Source material ->

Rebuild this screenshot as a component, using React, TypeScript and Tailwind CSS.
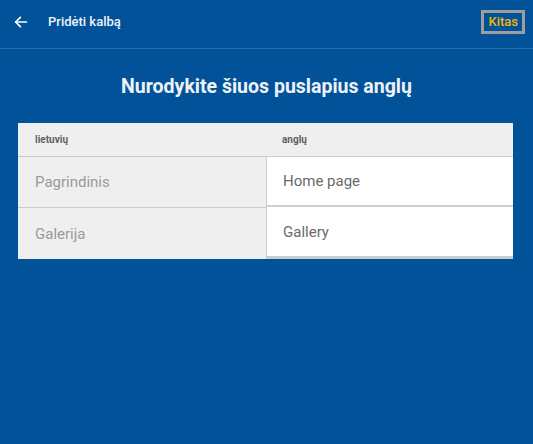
import React from "react";

const rows = [
  { source: "Pagrindinis", target: "Home page" },
  { source: "Galerija", target: "Gallery" },
];

const App: React.FC = () => {
  return (
    <div className="min-h-screen w-full bg-[#02529a] font-['Roboto',sans-serif]">
      {/* Top bar */}
      <div className="flex h-[49px] items-center border-b border-[#2a6aa6] pl-[13px] pr-[8px]">
        <svg width="16" height="16" viewBox="0 0 24 24" fill="none" stroke="#ffffff" strokeWidth="2.6" strokeLinecap="round" strokeLinejoin="round" className="mt-[-4px]">
          <path d="M20 12H4" />
          <path d="M11 5l-7 7 7 7" />
        </svg>
        <span className="ml-[19px] mt-[-4px] text-[13px] font-medium text-[#eef2f7]">Pridėti kalbą</span>
        <button className="ml-auto mt-[-5px] h-[24px] border-[3px] border-[#9e9e9e] px-[4px] text-[13px] font-medium leading-none text-[#f2b705]">
          Kitas
        </button>
      </div>

      <h1 className="mt-[23px] text-center text-[19.5px] font-bold text-[#eef2f7]">
        Nurodykite šiuos puslapius anglų
      </h1>

      {/* Translation table */}
      <div className="mx-[18px] mt-[22px] w-[495px] overflow-hidden">
        <div className="flex h-[34px] items-center border-b border-[#cccccc] bg-[#efefef] text-[10px] font-bold text-[#5f5f5f]">
          <div className="w-[247px] pl-[17px]">lietuvių</div>
          <div className="pl-[17px]">anglų</div>
        </div>
        <div className="flex">
          <div className="w-[248px] bg-[#efefef]">
            {rows.map((r, i) => (
              <div
                key={r.source}
                className={`flex h-[51px] items-center pl-[17px] text-[15px] text-[#9a9a9a] ${i === 0 ? "border-b border-[#cccccc]" : ""}`}
              >
                {r.source}
              </div>
            ))}
          </div>
          <div className="flex-1 border-l border-[#cccccc] bg-white">
            {rows.map((r, i) => (
              <div
                key={r.target}
                className={`flex items-center pl-[16px] text-[15px] text-[#6a6a6a] ${i === 0 ? "h-[50px] border-b-2 border-[#d0d0d0]" : "h-[52px] border-b-[3px] border-[#cccccc]"}`}
              >
                {r.target}
              </div>
            ))}
          </div>
        </div>
      </div>
    </div>
  );
};

export default App;
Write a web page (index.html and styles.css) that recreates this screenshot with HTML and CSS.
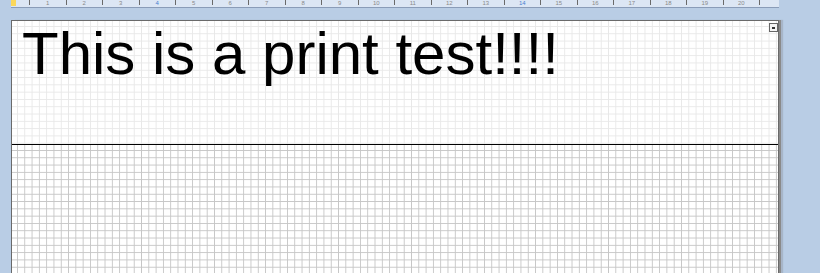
FILE: index.html
```html
<!doctype html>
<html lang="en">
 <head>
  <meta charset="UTF-8">
  <title>Print test</title>
  <link rel="stylesheet" href="styles.css">
 </head>
 <body>
  <div class="ruler">
   <span class="marker"></span>
   <div class="marks">
    <span class="tick"></span><span class="num">1</span>
    <span class="tick"></span><span class="num">2</span>
    <span class="tick"></span><span class="num">3</span>
    <span class="tick"></span><span class="num cur">4</span>
    <span class="tick"></span><span class="num">5</span>
    <span class="tick"></span><span class="num">6</span>
    <span class="tick"></span><span class="num">7</span>
    <span class="tick"></span><span class="num">8</span>
    <span class="tick"></span><span class="num">9</span>
    <span class="tick"></span><span class="num">10</span>
    <span class="tick"></span><span class="num">11</span>
    <span class="tick"></span><span class="num">12</span>
    <span class="tick"></span><span class="num">13</span>
    <span class="tick"></span><span class="num cur">14</span>
    <span class="tick"></span><span class="num">15</span>
    <span class="tick"></span><span class="num">16</span>
    <span class="tick"></span><span class="num">17</span>
    <span class="tick"></span><span class="num">18</span>
    <span class="tick"></span><span class="num">19</span>
    <span class="tick"></span><span class="num">20</span>
    <span class="tick"></span>
   </div>
  </div>

  <div class="page">
   <!-- 머리글 부분 -->
   <div class="head">
    <div class="title">This is a print test!!!!</div>
    <span class="btn"><span></span></span>
   </div>
   <!-- 본문 부분 -->
   <div class="body"></div>
  </div>
 </body>
</html>
```

FILE: styles.css
```css
body {
margin: 0;
height: 273px;
overflow: hidden;
background: #b9cde5;
font-family: "Liberation Sans", Arial, sans-serif;
}

/* 눈금자 */
.ruler {
position: relative;
height: 7px;
width: 768px;
margin-left: 11px;
background: #dce6f4;
border-bottom: solid 1px #8a9cb8;
overflow: hidden;
}

.marker {
position: absolute;
left: 0;
top: 0;
width: 5px;
height: 6px;
background: #fbd75b;
}

.marks {
display: flex;
padding-left: 18px;
}

.tick {
flex: 0 0 1px;
height: 5px;
background: #6a6a6a;
}

.num {
flex: 0 0 35.5px;
text-align: center;
font-size: 6px;
line-height: 6px;
color: #8a8a8a;
}

.cur {
color: #4a7fd0;
}

/* 페이지 */
.page {
width: 766px;
margin-left: 11px;
margin-top: 12px;
border: solid 1px #6a6a6a;
border-bottom: 0;
box-shadow: 2px 0 0 #8a8a8a, 4px 0 1px #a7b5c8;
background: #fff;
}

.head {
position: relative;
height: 123px;
border-bottom: solid 1px #000;
background-color: #fff;
background-image:
 linear-gradient(to right, #e8e8e8 1px, transparent 1px),
 linear-gradient(to bottom, #e8e8e8 1px, transparent 1px);
background-size: 7.3px 7.3px;
background-position: 5px 5px;
}

.title {
padding: 3px 0 0 10px;
font-size: 60px;
line-height: 60px;
color: #000;
white-space: nowrap;
}

.btn {
position: absolute;
right: 0;
top: 2px;
width: 7px;
height: 7px;
border: solid 1px #666;
background: #f4f4f4;
display: flex;
align-items: center;
justify-content: center;
}

.btn span {
width: 3px;
height: 2px;
background: #333;
}

.body {
height: 130px;
background-color: #fff;
background-image:
 linear-gradient(to right, #c6c6c6 1px, transparent 1px),
 linear-gradient(to bottom, #c6c6c6 1px, transparent 1px);
background-size: 7.3px 7.3px;
background-position: 5px 5px;
}
```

Goal of the exercise -> Leave out the pictures and restate everything else word for word.

Finished task ->
Rebuild this screenshot as a component, using React, TypeScript and Tailwind CSS.
import React from "react";

const rows = [
  { source: "Pagrindinis", target: "Home page" },
  { source: "Galerija", target: "Gallery" },
];

const App: React.FC = () => {
  return (
    <div className="min-h-screen w-full bg-[#02529a] font-['Roboto',sans-serif]">
      {/* Top bar */}
      <div className="flex h-[49px] items-center border-b border-[#2a6aa6] pl-[13px] pr-[8px]">
        <svg width="16" height="16" viewBox="0 0 24 24" fill="none" stroke="#ffffff" strokeWidth="2.6" strokeLinecap="round" strokeLinejoin="round" className="mt-[-4px]">
          <path d="M20 12H4" />
          <path d="M11 5l-7 7 7 7" />
        </svg>
        <span className="ml-[19px] mt-[-4px] text-[13px] font-medium text-[#eef2f7]">Pridėti kalbą</span>
        <button className="ml-auto mt-[-5px] h-[24px] border-[3px] border-[#9e9e9e] px-[4px] text-[13px] font-medium leading-none text-[#f2b705]">
          Kitas
        </button>
      </div>

      <h1 className="mt-[23px] text-center text-[19.5px] font-bold text-[#eef2f7]">
        Nurodykite šiuos puslapius anglų
      </h1>

      {/* Translation table */}
      <div className="mx-[18px] mt-[22px] w-[495px] overflow-hidden">
        <div className="flex h-[34px] items-center border-b border-[#cccccc] bg-[#efefef] text-[10px] font-bold text-[#5f5f5f]">
          <div className="w-[247px] pl-[17px]">lietuvių</div>
          <div className="pl-[17px]">anglų</div>
        </div>
        <div className="flex">
          <div className="w-[248px] bg-[#efefef]">
            {rows.map((r, i) => (
              <div
                key={r.source}
                className={`flex h-[51px] items-center pl-[17px] text-[15px] text-[#9a9a9a] ${i === 0 ? "border-b border-[#cccccc]" : ""}`}
              >
                {r.source}
              </div>
            ))}
          </div>
          <div className="flex-1 border-l border-[#cccccc] bg-white">
            {rows.map((r, i) => (
              <div
                key={r.target}
                className={`flex items-center pl-[16px] text-[15px] text-[#6a6a6a] ${i === 0 ? "h-[50px] border-b-2 border-[#d0d0d0]" : "h-[52px] border-b-[3px] border-[#cccccc]"}`}
              >
                {r.target}
              </div>
            ))}
          </div>
        </div>
      </div>
    </div>
  );
};

export default App;
Write a web page (index.html and styles.css) that recreates this screenshot with HTML and CSS.
FILE: index.html
```html
<!doctype html>
<html lang="en">
 <head>
  <meta charset="UTF-8">
  <title>Print test</title>
  <link rel="stylesheet" href="styles.css">
 </head>
 <body>
  <div class="ruler">
   <span class="marker"></span>
   <div class="marks">
    <span class="tick"></span><span class="num">1</span>
    <span class="tick"></span><span class="num">2</span>
    <span class="tick"></span><span class="num">3</span>
    <span class="tick"></span><span class="num cur">4</span>
    <span class="tick"></span><span class="num">5</span>
    <span class="tick"></span><span class="num">6</span>
    <span class="tick"></span><span class="num">7</span>
    <span class="tick"></span><span class="num">8</span>
    <span class="tick"></span><span class="num">9</span>
    <span class="tick"></span><span class="num">10</span>
    <span class="tick"></span><span class="num">11</span>
    <span class="tick"></span><span class="num">12</span>
    <span class="tick"></span><span class="num">13</span>
    <span class="tick"></span><span class="num cur">14</span>
    <span class="tick"></span><span class="num">15</span>
    <span class="tick"></span><span class="num">16</span>
    <span class="tick"></span><span class="num">17</span>
    <span class="tick"></span><span class="num">18</span>
    <span class="tick"></span><span class="num">19</span>
    <span class="tick"></span><span class="num">20</span>
    <span class="tick"></span>
   </div>
  </div>

  <div class="page">
   <!-- 머리글 부분 -->
   <div class="head">
    <div class="title">This is a print test!!!!</div>
    <span class="btn"><span></span></span>
   </div>
   <!-- 본문 부분 -->
   <div class="body"></div>
  </div>
 </body>
</html>
```

FILE: styles.css
```css
body {
margin: 0;
height: 273px;
overflow: hidden;
background: #b9cde5;
font-family: "Liberation Sans", Arial, sans-serif;
}

/* 눈금자 */
.ruler {
position: relative;
height: 7px;
width: 768px;
margin-left: 11px;
background: #dce6f4;
border-bottom: solid 1px #8a9cb8;
overflow: hidden;
}

.marker {
position: absolute;
left: 0;
top: 0;
width: 5px;
height: 6px;
background: #fbd75b;
}

.marks {
display: flex;
padding-left: 18px;
}

.tick {
flex: 0 0 1px;
height: 5px;
background: #6a6a6a;
}

.num {
flex: 0 0 35.5px;
text-align: center;
font-size: 6px;
line-height: 6px;
color: #8a8a8a;
}

.cur {
color: #4a7fd0;
}

/* 페이지 */
.page {
width: 766px;
margin-left: 11px;
margin-top: 12px;
border: solid 1px #6a6a6a;
border-bottom: 0;
box-shadow: 2px 0 0 #8a8a8a, 4px 0 1px #a7b5c8;
background: #fff;
}

.head {
position: relative;
height: 123px;
border-bottom: solid 1px #000;
background-color: #fff;
background-image:
 linear-gradient(to right, #e8e8e8 1px, transparent 1px),
 linear-gradient(to bottom, #e8e8e8 1px, transparent 1px);
background-size: 7.3px 7.3px;
background-position: 5px 5px;
}

.title {
padding: 3px 0 0 10px;
font-size: 60px;
line-height: 60px;
color: #000;
white-space: nowrap;
}

.btn {
position: absolute;
right: 0;
top: 2px;
width: 7px;
height: 7px;
border: solid 1px #666;
background: #f4f4f4;
display: flex;
align-items: center;
justify-content: center;
}

.btn span {
width: 3px;
height: 2px;
background: #333;
}

.body {
height: 130px;
background-color: #fff;
background-image:
 linear-gradient(to right, #c6c6c6 1px, transparent 1px),
 linear-gradient(to bottom, #c6c6c6 1px, transparent 1px);
background-size: 7.3px 7.3px;
background-position: 5px 5px;
}
```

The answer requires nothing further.